# Material for this exercise start

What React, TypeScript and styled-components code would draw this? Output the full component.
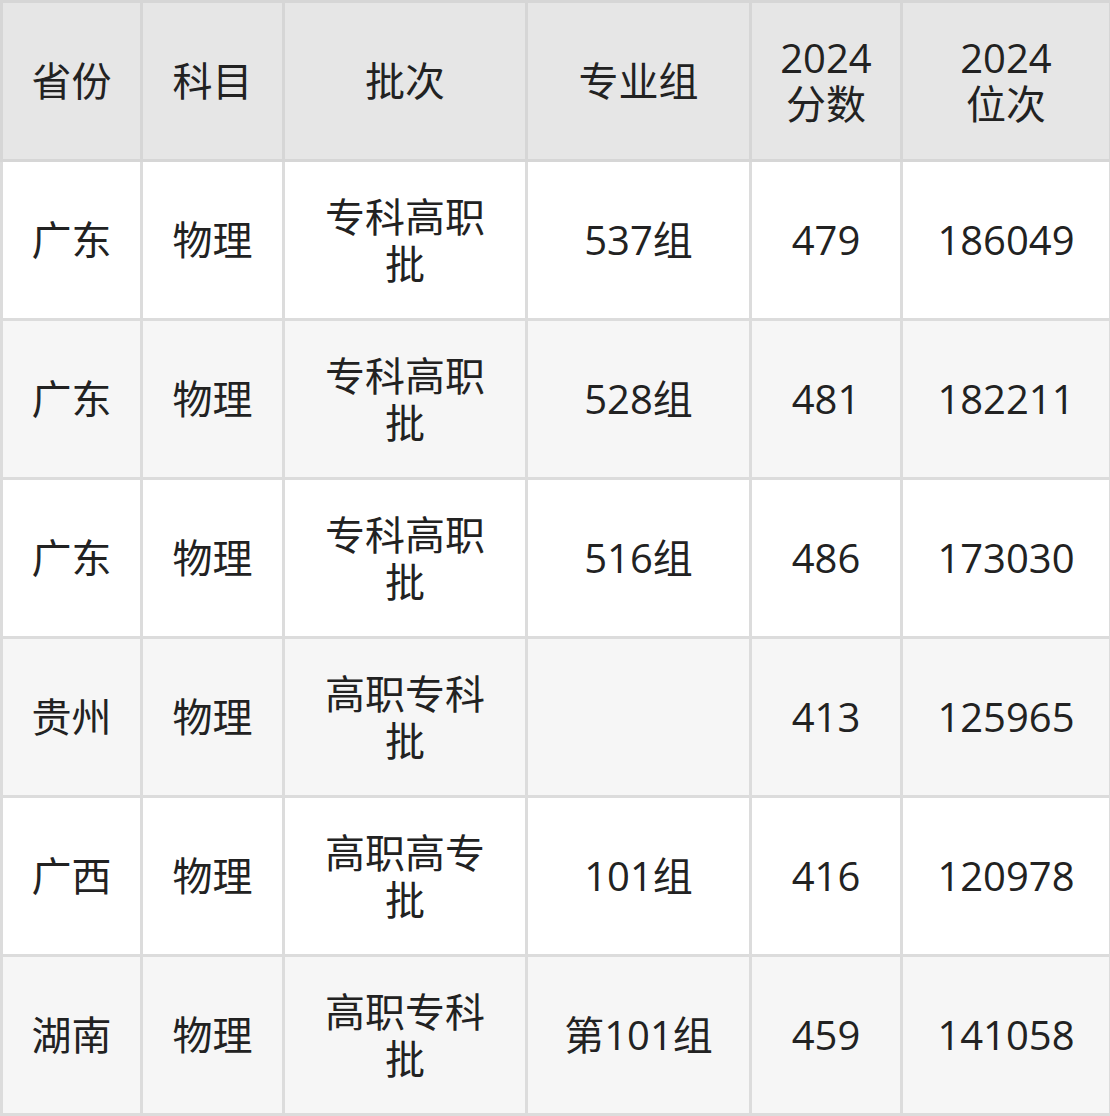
import { styled, createGlobalStyle } from 'styled-components';

const GlobalStyle = createGlobalStyle`
  html, body {
    margin: 0;
    padding: 0;
    background: #ffffff;
  }
`;

type Row = {
  province: string;
  subject: string;
  batch: string;
  group: string;
  score: string;
  rank: string;
};

const rows: Row[] = [
  { province: '广东', subject: '物理', batch: '专科高职批', group: '537组', score: '479', rank: '186049' },
  { province: '广东', subject: '物理', batch: '专科高职批', group: '528组', score: '481', rank: '182211' },
  { province: '广东', subject: '物理', batch: '专科高职批', group: '516组', score: '486', rank: '173030' },
  { province: '贵州', subject: '物理', batch: '高职专科批', group: '', score: '413', rank: '125965' },
  { province: '广西', subject: '物理', batch: '高职高专批', group: '101组', score: '416', rank: '120978' },
  { province: '湖南', subject: '物理', batch: '高职专科批', group: '第101组', score: '459', rank: '141058' },
];

const widths = [140, 142, 243, 224, 151, 209];

const App = () => {
  return (
    <>
      <GlobalStyle />
      <ScoreTable>
        <colgroup>
          {widths.map((w, i) => (
            <col key={i} style={{ width: w }} />
          ))}
        </colgroup>
        <thead>
          <tr>
            <HeadCell>省份</HeadCell>
            <HeadCell>科目</HeadCell>
            <HeadCell>批次</HeadCell>
            <HeadCell>专业组</HeadCell>
            <HeadCell>
              2024
              <br />
              分数
            </HeadCell>
            <HeadCell>
              2024
              <br />
              位次
            </HeadCell>
          </tr>
        </thead>
        <tbody>
          {rows.map((r, i) => (
            <BodyRow key={i} $striped={i % 2 === 1}>
              <Cell>{r.province}</Cell>
              <Cell>{r.subject}</Cell>
              <Cell>{r.batch}</Cell>
              <Cell>{r.group}</Cell>
              <Cell>{r.score}</Cell>
              <Cell>{r.rank}</Cell>
            </BodyRow>
          ))}
        </tbody>
      </ScoreTable>
    </>
  );
};

const ScoreTable = styled.table`
  width: 1109px;
  table-layout: fixed;
  border-collapse: collapse;
  font-family: 'Open Sans', 'Noto Sans CJK SC', sans-serif;
  font-size: 40px;
  color: #222222;
`;

const HeadCell = styled.th`
  height: 156px;
  padding: 0 22px;
  background: #e6e6e6;
  border: 3px solid #d6d6d6;
  font-weight: 400;
  line-height: 1.16;
  text-align: center;
  vertical-align: middle;
`;

const BodyRow = styled.tr<{ $striped: boolean }>`
  background: ${(p) => (p.$striped ? '#f6f6f6' : '#ffffff')};
`;

const Cell = styled.td`
  height: 156px;
  padding: 0 22px;
  border: 3px solid #dcdcdc;
  line-height: 1.18;
  text-align: center;
  vertical-align: middle;
`;

export default App;
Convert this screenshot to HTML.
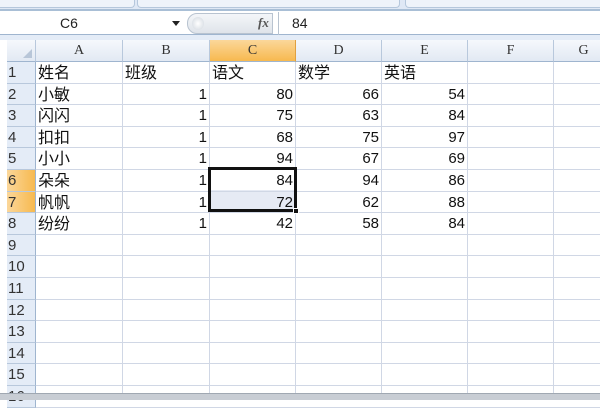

# Material for this exercise end

Repeat the material verbatim. Do not carry over any picture.

What React, TypeScript and styled-components code would draw this? Output the full component.
import { styled, createGlobalStyle } from 'styled-components';

const GlobalStyle = createGlobalStyle`
  html, body {
    margin: 0;
    padding: 0;
    background: #ffffff;
  }
`;

type Row = {
  province: string;
  subject: string;
  batch: string;
  group: string;
  score: string;
  rank: string;
};

const rows: Row[] = [
  { province: '广东', subject: '物理', batch: '专科高职批', group: '537组', score: '479', rank: '186049' },
  { province: '广东', subject: '物理', batch: '专科高职批', group: '528组', score: '481', rank: '182211' },
  { province: '广东', subject: '物理', batch: '专科高职批', group: '516组', score: '486', rank: '173030' },
  { province: '贵州', subject: '物理', batch: '高职专科批', group: '', score: '413', rank: '125965' },
  { province: '广西', subject: '物理', batch: '高职高专批', group: '101组', score: '416', rank: '120978' },
  { province: '湖南', subject: '物理', batch: '高职专科批', group: '第101组', score: '459', rank: '141058' },
];

const widths = [140, 142, 243, 224, 151, 209];

const App = () => {
  return (
    <>
      <GlobalStyle />
      <ScoreTable>
        <colgroup>
          {widths.map((w, i) => (
            <col key={i} style={{ width: w }} />
          ))}
        </colgroup>
        <thead>
          <tr>
            <HeadCell>省份</HeadCell>
            <HeadCell>科目</HeadCell>
            <HeadCell>批次</HeadCell>
            <HeadCell>专业组</HeadCell>
            <HeadCell>
              2024
              <br />
              分数
            </HeadCell>
            <HeadCell>
              2024
              <br />
              位次
            </HeadCell>
          </tr>
        </thead>
        <tbody>
          {rows.map((r, i) => (
            <BodyRow key={i} $striped={i % 2 === 1}>
              <Cell>{r.province}</Cell>
              <Cell>{r.subject}</Cell>
              <Cell>{r.batch}</Cell>
              <Cell>{r.group}</Cell>
              <Cell>{r.score}</Cell>
              <Cell>{r.rank}</Cell>
            </BodyRow>
          ))}
        </tbody>
      </ScoreTable>
    </>
  );
};

const ScoreTable = styled.table`
  width: 1109px;
  table-layout: fixed;
  border-collapse: collapse;
  font-family: 'Open Sans', 'Noto Sans CJK SC', sans-serif;
  font-size: 40px;
  color: #222222;
`;

const HeadCell = styled.th`
  height: 156px;
  padding: 0 22px;
  background: #e6e6e6;
  border: 3px solid #d6d6d6;
  font-weight: 400;
  line-height: 1.16;
  text-align: center;
  vertical-align: middle;
`;

const BodyRow = styled.tr<{ $striped: boolean }>`
  background: ${(p) => (p.$striped ? '#f6f6f6' : '#ffffff')};
`;

const Cell = styled.td`
  height: 156px;
  padding: 0 22px;
  border: 3px solid #dcdcdc;
  line-height: 1.18;
  text-align: center;
  vertical-align: middle;
`;

export default App;
Convert this screenshot to HTML.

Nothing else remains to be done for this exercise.